DETROIT (Reuters) - The 2014 Jeep Cherokee revives one of the brand’s hallowed nameplates, one that dates back nearly 40 years. But the Chrysler Group’s FIA.MI new crossover vehicle looks like it would fit better in Italian cousin Alfa Romeo’s future product stable.
The latest iteration of the Cherokee, the fourth to wear that badge since 1974, makes its public debut this week at the New York International Auto Show and goes on sale at U.S. dealers in late summer.
But the racy design of the 2014 Cherokee has been stirring up a social-media storm, especially among Jeep loyalists, since Chrysler released the first official photos in late February.
“American variant of Nissan Juke, unfortunately . . . No more tough‘n‘rough,” complained one online Jeep forum member.
Responded another: “It is sexy, looks tough and is gonna kick some butt! Thanks, Jeep, for keeping it fresh and relevant.”
Chrysler executive Ralph Gilles, who heads the automaker’s design department, responded simply to critics on his Twitter feed: “Time will tell.”
The decision to resurrect the Cherokee name might not be so controversial if the new crossover didn’t represent a radical departure from previous boxy-looking Jeep designs.
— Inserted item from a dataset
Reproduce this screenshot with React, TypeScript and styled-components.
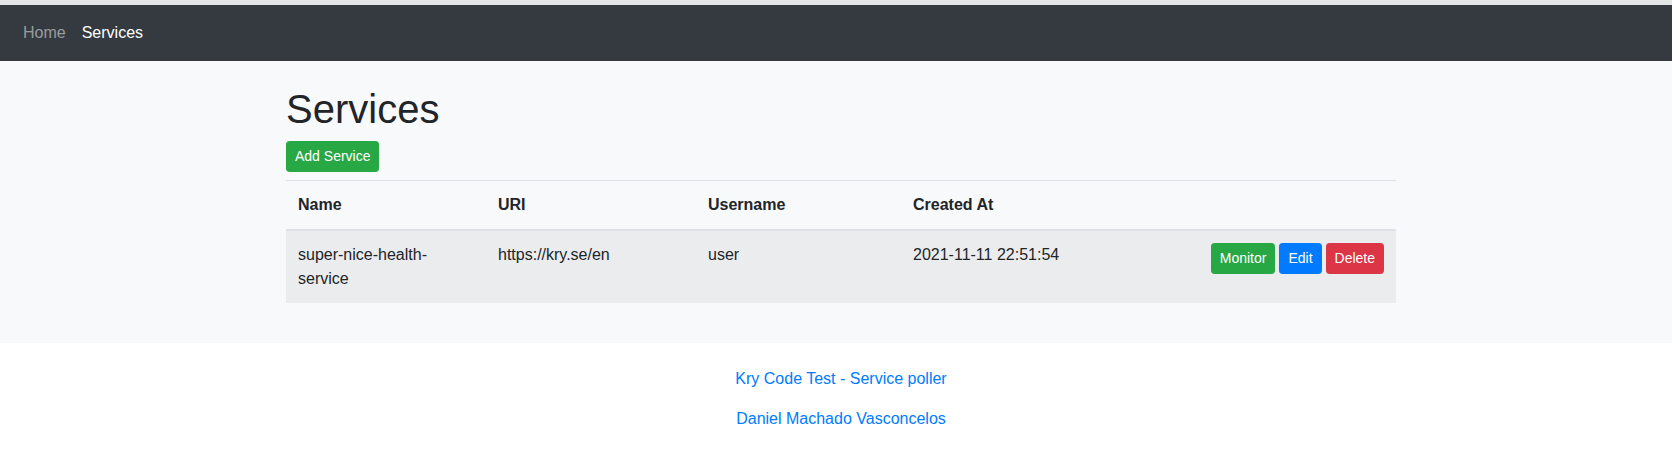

The original Cherokee, a full-size two-door companion to the Jeep Wagoneer, was built from 1974 to 1983 by American Motors.
A smaller and even more squarish-looking Cherokee was launched in 1984 by AMC, which was acquired two years later by Chrysler. After the second-generation Cherokee was retired in 2001 by Chrysler, it was replaced by the Liberty, which was sold in overseas markets as the Cherokee before it, too, was phased out last year.
The 2014 Cherokee was designed to broaden the Jeep brand’s reach, both in North America and overseas.
In addition to breaking out of the traditional design box, the new Jeep sports a sloping nose whose signature seven-slot grille wraps up and into the hood, and is flanked by stacked headlamps.
It is being built in Ohio, where Chrysler is pouring $1.7 billion into its Toledo plant, parts of which date to 1910 and which once housed Jeep’s original owner, Willys-Overland.
The new Cherokee is built on the same mechanical underpinnings as the Dodge Dart and the Alfa Romeo Giulietta. All three use a vehicle architecture originally developed in Italy by Chrysler’s corporate parent, Fiat.
The 2014 Cherokee will be the first crossover to use Chrysler’s new nine-speed automatic transmission. It will offer buyers a choice of three four-wheel-drive systems and two engines, a 184-horsepower 2.4-liter four cylinder and a 271-horsepower 3.2-liter V6.
Chrysler said the four-cylinder Cherokee is expected to have an EPA highway fuel-economy rating of 31 miles per gallon.
The 2014 Cherokee will come in four versions: Sport, Latitude, Limited and Trail Hawk.